* **Stated exercise**: Please copy every line of the records below that holds the word "components".

* **Dataset extract**:
○ ○ ○ ○ ○

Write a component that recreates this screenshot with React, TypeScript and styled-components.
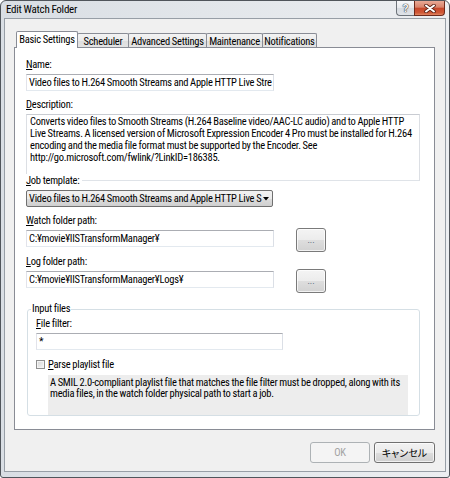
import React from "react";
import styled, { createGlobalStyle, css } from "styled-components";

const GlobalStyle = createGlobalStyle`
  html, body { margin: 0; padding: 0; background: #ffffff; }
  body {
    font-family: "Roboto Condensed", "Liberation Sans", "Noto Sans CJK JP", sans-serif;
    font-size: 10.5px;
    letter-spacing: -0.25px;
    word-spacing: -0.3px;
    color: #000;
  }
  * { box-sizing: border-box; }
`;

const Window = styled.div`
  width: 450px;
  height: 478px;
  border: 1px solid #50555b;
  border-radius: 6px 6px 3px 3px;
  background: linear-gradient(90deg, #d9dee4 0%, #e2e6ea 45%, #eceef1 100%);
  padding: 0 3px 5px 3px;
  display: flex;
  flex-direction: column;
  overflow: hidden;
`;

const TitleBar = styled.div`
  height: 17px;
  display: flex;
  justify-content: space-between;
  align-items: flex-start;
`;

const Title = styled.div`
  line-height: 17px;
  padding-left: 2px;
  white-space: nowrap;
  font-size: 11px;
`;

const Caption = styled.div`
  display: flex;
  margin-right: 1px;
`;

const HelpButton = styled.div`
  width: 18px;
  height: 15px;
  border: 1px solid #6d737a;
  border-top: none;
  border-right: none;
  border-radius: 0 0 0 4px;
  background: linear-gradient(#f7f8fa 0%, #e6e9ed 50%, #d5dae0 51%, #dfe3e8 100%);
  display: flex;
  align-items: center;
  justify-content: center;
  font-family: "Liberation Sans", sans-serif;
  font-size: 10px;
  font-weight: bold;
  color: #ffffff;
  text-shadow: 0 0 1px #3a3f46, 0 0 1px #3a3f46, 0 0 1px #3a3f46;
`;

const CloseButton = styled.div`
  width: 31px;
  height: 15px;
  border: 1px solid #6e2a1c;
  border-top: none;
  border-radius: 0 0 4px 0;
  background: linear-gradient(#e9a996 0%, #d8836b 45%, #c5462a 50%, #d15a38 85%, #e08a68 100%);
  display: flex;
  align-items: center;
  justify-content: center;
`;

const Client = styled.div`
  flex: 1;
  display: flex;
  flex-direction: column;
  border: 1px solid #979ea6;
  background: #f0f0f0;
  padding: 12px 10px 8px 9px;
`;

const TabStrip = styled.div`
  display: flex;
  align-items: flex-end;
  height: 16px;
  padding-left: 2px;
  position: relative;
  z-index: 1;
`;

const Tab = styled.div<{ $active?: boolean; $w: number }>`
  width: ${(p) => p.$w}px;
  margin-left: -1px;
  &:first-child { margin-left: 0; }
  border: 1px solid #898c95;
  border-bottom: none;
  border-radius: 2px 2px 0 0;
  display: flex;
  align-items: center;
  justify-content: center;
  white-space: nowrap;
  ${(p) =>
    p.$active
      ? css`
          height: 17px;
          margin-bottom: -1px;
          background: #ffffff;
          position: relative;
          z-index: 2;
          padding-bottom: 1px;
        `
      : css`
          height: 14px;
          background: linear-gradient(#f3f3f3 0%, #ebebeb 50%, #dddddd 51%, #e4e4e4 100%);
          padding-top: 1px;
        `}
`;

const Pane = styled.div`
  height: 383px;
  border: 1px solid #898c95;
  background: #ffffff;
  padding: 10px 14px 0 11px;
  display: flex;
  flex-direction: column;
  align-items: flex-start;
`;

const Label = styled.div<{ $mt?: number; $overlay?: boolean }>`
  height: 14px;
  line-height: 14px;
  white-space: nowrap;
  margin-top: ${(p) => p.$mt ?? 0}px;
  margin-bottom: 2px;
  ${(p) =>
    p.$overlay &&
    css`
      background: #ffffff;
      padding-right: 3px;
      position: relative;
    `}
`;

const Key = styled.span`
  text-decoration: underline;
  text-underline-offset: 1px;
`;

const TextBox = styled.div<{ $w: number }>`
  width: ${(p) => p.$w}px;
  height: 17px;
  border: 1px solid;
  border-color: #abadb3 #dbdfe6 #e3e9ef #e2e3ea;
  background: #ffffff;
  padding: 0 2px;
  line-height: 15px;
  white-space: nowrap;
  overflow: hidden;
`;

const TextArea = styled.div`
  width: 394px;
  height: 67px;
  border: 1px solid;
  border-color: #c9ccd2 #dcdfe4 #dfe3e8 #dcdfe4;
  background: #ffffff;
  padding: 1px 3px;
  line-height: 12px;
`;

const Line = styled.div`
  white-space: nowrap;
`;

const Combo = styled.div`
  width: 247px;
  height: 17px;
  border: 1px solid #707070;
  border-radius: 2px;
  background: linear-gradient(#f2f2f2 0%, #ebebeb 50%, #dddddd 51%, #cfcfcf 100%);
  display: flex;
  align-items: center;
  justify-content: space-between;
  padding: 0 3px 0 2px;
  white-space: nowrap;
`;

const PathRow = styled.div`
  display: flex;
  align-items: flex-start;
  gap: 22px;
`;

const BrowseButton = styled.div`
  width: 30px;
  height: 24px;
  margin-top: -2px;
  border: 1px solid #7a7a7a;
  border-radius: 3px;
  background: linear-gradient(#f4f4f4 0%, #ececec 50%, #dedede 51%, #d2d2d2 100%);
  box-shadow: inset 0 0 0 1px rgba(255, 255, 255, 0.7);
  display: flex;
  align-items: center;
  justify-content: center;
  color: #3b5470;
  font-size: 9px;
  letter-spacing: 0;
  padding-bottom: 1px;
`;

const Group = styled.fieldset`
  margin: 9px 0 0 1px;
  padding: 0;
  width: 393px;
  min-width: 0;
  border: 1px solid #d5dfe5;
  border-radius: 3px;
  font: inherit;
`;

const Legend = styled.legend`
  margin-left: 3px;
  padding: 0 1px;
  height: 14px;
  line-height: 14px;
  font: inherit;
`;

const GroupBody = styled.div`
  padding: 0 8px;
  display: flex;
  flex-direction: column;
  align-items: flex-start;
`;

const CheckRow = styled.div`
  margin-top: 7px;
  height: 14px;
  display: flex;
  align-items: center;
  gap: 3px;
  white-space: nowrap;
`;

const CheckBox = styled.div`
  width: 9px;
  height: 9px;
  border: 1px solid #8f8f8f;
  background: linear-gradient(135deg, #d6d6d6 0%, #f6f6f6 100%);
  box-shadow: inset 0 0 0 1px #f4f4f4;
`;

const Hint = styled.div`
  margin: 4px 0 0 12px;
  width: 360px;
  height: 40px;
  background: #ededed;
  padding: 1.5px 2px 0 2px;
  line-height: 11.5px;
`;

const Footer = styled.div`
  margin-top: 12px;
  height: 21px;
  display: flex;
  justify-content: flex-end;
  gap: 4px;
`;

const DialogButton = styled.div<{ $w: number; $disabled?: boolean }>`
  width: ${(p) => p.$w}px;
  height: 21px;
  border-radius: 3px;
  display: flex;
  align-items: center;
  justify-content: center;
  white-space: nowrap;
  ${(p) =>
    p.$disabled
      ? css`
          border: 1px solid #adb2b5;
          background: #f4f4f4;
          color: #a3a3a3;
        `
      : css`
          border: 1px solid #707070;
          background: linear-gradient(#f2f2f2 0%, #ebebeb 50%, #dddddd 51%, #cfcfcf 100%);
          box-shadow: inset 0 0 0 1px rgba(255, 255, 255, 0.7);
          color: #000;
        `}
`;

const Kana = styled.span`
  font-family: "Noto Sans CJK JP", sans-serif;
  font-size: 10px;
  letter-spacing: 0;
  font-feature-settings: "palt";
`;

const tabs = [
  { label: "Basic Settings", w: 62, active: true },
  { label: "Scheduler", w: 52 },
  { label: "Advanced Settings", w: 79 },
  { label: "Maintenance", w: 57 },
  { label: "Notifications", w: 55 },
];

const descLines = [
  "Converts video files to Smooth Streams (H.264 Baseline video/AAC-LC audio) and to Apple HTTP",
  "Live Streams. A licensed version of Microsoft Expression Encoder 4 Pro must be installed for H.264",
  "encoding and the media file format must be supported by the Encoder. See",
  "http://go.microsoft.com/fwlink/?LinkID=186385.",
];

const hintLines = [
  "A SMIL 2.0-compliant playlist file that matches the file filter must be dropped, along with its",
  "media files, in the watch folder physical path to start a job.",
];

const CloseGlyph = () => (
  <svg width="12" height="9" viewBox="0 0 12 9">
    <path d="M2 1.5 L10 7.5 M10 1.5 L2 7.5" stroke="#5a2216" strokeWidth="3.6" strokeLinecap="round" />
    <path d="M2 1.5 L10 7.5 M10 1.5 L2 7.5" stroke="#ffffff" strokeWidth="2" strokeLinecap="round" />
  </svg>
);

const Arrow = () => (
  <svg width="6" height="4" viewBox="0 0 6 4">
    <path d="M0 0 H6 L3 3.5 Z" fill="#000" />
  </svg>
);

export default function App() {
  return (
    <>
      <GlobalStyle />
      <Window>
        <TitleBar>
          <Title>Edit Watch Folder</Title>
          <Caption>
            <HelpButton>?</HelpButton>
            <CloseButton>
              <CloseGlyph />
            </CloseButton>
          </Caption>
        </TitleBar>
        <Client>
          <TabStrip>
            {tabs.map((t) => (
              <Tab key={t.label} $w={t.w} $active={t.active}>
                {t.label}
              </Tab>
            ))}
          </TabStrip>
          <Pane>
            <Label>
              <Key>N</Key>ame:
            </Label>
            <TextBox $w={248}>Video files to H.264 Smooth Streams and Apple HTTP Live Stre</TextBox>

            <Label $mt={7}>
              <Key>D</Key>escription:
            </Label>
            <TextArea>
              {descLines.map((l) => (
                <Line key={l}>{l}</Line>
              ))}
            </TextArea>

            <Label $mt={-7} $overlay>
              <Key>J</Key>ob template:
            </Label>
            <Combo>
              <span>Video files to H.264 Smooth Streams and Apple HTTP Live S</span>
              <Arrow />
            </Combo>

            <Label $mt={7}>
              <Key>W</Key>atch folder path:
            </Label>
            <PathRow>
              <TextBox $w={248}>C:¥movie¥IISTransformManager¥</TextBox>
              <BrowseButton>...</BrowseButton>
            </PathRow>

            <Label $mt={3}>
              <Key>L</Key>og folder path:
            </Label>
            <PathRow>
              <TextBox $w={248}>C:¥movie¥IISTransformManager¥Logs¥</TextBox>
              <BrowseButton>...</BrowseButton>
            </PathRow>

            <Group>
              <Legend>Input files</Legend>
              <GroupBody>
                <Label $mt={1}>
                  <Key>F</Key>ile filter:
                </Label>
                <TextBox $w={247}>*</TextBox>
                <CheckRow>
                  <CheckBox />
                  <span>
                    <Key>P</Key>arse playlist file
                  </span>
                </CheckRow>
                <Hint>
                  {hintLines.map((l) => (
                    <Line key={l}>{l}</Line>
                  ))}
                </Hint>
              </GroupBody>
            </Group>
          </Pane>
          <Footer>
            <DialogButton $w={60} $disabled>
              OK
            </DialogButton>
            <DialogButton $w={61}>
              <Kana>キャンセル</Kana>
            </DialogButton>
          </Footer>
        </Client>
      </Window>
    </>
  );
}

○ ○ ○ ○ ○

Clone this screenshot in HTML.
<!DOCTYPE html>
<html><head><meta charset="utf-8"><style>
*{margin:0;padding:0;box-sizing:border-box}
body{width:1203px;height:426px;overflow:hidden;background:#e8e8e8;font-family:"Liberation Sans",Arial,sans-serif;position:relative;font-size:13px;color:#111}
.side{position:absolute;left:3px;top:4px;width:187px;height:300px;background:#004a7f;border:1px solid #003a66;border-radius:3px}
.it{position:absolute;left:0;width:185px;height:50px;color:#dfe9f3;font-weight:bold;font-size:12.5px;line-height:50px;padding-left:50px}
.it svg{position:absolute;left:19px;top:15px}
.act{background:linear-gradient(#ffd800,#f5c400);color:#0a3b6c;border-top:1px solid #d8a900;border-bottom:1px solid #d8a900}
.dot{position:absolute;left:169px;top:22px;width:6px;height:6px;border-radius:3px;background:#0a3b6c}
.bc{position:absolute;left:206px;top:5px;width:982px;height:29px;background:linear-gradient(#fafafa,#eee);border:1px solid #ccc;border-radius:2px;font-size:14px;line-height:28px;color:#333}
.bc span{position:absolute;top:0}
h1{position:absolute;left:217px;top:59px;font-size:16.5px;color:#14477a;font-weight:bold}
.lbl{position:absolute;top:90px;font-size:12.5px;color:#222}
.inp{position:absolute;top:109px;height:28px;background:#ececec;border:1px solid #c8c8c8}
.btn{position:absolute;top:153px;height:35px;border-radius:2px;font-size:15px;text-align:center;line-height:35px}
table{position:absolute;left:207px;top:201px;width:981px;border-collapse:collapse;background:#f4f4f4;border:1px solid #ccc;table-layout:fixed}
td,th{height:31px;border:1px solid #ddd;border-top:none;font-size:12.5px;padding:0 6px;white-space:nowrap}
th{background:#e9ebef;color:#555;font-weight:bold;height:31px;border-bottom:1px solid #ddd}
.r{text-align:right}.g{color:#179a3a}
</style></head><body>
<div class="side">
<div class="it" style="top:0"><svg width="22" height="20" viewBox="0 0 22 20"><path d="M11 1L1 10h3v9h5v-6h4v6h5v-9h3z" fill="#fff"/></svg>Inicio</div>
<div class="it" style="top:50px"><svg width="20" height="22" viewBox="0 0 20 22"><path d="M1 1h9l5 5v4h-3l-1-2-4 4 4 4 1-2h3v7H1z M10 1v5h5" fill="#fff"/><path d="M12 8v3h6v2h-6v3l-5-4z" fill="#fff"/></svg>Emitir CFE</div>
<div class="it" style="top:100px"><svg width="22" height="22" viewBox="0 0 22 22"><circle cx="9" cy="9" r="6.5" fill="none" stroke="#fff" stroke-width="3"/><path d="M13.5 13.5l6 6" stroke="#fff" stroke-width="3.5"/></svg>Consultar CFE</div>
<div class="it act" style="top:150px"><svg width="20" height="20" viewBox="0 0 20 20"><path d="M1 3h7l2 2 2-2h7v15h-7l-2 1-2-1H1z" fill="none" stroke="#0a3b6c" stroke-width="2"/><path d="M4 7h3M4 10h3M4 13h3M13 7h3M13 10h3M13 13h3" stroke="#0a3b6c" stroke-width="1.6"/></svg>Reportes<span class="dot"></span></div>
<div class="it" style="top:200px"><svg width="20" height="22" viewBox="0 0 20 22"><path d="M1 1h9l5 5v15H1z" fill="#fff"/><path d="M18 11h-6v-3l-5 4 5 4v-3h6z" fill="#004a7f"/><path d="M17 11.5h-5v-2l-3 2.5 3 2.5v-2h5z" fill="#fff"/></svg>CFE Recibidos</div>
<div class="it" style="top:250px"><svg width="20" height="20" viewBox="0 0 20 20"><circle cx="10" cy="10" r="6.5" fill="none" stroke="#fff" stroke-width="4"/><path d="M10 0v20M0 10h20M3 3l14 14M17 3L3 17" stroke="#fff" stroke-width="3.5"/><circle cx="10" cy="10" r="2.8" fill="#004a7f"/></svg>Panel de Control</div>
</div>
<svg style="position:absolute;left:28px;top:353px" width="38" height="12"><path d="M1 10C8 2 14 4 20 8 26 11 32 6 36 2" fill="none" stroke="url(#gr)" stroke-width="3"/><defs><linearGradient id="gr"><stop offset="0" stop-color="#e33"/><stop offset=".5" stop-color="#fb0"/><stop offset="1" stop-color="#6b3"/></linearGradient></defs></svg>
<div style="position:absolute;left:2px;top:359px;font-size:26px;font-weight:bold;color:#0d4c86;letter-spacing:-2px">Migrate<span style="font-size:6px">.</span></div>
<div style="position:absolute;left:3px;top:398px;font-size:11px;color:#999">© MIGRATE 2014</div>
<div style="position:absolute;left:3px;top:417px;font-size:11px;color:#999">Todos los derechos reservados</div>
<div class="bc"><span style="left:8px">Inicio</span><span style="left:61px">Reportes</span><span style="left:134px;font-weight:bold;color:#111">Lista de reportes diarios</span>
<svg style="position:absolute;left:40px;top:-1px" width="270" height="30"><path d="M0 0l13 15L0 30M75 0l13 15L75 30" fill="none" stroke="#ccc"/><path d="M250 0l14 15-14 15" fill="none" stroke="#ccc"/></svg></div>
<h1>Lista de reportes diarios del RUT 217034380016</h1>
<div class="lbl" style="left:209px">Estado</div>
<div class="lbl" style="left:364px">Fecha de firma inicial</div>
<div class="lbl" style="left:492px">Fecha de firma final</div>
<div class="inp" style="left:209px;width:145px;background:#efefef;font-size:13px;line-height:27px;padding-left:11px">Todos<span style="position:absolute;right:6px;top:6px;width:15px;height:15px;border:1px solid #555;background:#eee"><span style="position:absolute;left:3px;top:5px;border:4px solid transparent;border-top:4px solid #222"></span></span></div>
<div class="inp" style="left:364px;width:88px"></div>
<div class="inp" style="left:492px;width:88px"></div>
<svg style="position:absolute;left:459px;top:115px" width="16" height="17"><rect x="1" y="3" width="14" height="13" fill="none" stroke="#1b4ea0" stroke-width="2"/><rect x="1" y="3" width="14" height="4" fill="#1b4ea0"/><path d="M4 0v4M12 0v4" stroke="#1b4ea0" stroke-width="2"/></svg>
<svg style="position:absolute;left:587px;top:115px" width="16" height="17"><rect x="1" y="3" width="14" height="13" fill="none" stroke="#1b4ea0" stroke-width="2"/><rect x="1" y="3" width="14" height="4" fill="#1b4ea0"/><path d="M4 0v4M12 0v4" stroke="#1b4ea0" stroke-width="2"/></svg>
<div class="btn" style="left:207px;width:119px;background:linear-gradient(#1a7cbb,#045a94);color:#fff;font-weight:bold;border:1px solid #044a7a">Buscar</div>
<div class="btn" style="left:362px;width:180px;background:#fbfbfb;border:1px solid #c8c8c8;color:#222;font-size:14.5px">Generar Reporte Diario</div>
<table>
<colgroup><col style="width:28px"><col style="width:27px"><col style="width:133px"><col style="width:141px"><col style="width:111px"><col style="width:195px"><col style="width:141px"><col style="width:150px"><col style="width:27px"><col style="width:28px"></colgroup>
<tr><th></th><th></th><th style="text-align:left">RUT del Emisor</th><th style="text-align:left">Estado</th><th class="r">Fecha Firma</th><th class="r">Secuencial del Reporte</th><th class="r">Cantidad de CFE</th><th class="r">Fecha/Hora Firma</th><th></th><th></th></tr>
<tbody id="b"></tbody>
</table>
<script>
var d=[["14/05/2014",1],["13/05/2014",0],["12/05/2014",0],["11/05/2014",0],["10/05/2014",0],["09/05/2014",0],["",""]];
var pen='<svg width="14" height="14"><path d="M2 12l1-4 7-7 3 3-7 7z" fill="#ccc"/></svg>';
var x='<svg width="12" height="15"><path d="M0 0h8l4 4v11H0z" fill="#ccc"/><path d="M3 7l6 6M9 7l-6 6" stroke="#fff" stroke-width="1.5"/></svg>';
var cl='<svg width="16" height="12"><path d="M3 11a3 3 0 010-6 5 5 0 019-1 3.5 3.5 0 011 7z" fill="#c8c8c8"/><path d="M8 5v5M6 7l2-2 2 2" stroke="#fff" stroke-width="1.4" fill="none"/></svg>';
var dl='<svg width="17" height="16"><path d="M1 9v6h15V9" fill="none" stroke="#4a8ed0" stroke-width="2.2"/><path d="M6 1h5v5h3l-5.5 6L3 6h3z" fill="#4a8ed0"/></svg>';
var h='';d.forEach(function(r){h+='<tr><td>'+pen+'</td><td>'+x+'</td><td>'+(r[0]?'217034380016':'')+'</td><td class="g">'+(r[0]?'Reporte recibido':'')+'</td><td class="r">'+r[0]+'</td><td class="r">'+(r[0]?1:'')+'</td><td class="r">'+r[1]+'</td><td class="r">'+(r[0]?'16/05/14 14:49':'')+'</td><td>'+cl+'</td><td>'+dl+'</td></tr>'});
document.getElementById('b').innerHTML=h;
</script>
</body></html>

○ ○ ○ ○ ○

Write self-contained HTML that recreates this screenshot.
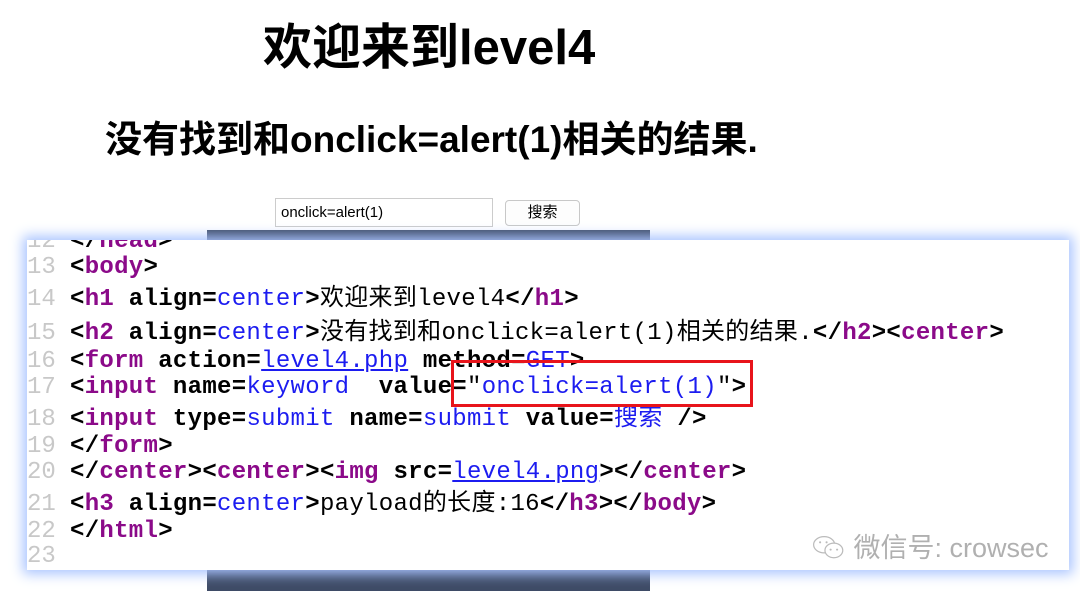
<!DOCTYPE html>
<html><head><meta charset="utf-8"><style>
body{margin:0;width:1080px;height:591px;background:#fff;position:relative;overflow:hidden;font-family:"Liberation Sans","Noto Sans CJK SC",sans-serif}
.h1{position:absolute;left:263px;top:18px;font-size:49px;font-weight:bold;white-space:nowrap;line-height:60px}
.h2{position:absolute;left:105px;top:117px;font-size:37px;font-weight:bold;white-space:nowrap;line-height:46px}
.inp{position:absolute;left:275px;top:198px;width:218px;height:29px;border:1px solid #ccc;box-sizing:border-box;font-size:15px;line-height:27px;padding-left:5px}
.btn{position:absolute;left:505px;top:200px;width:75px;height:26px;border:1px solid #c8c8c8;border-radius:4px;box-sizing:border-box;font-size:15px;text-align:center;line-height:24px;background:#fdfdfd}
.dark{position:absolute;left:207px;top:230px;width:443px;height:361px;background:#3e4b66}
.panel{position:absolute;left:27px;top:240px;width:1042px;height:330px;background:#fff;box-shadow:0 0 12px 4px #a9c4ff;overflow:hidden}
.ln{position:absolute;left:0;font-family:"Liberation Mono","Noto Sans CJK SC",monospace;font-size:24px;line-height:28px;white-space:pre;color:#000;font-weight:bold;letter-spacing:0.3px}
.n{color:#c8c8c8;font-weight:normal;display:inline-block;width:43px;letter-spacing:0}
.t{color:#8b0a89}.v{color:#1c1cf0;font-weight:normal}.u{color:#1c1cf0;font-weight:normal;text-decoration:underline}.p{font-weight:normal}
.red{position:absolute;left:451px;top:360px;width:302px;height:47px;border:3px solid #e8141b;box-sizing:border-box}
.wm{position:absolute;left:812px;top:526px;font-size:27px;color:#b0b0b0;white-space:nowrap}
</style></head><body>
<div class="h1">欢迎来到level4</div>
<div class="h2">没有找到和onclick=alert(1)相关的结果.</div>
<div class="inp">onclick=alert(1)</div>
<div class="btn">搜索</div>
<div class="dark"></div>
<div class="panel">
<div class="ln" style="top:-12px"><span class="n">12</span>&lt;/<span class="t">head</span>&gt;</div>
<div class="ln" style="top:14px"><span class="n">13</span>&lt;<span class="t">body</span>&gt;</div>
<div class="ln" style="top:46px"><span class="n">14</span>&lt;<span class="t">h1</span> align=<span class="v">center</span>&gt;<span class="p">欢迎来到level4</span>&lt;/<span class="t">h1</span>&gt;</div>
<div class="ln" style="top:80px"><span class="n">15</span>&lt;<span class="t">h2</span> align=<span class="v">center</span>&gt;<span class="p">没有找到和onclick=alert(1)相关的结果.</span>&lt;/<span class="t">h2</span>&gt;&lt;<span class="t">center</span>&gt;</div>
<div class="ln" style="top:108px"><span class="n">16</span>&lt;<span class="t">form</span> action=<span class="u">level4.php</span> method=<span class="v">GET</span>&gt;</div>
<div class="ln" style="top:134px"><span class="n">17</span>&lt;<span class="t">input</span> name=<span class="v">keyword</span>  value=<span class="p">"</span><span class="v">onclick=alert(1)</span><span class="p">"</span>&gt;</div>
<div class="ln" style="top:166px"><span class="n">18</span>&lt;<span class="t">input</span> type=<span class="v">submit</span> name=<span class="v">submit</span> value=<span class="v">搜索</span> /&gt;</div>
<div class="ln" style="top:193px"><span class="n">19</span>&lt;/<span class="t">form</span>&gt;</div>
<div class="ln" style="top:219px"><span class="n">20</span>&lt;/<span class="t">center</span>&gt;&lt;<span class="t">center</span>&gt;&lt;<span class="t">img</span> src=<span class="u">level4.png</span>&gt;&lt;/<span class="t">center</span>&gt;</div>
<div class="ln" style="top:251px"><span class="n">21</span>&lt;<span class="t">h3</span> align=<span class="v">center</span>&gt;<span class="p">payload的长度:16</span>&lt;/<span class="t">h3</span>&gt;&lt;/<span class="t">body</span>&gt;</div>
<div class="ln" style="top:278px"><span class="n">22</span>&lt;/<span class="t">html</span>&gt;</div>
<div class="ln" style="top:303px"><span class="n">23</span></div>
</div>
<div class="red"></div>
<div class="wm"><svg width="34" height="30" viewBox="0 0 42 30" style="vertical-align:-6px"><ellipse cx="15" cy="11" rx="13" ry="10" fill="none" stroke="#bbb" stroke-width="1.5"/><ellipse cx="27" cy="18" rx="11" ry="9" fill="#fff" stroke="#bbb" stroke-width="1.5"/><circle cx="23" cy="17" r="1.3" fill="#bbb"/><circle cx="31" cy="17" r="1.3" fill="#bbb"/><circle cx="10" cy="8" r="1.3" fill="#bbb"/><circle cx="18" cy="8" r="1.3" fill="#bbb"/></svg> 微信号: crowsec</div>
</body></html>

○ ○ ○ ○ ○

* **Solution to this task**:
Write a component that recreates this screenshot with React, TypeScript and styled-components.
import styled, { createGlobalStyle, css } from "styled-components";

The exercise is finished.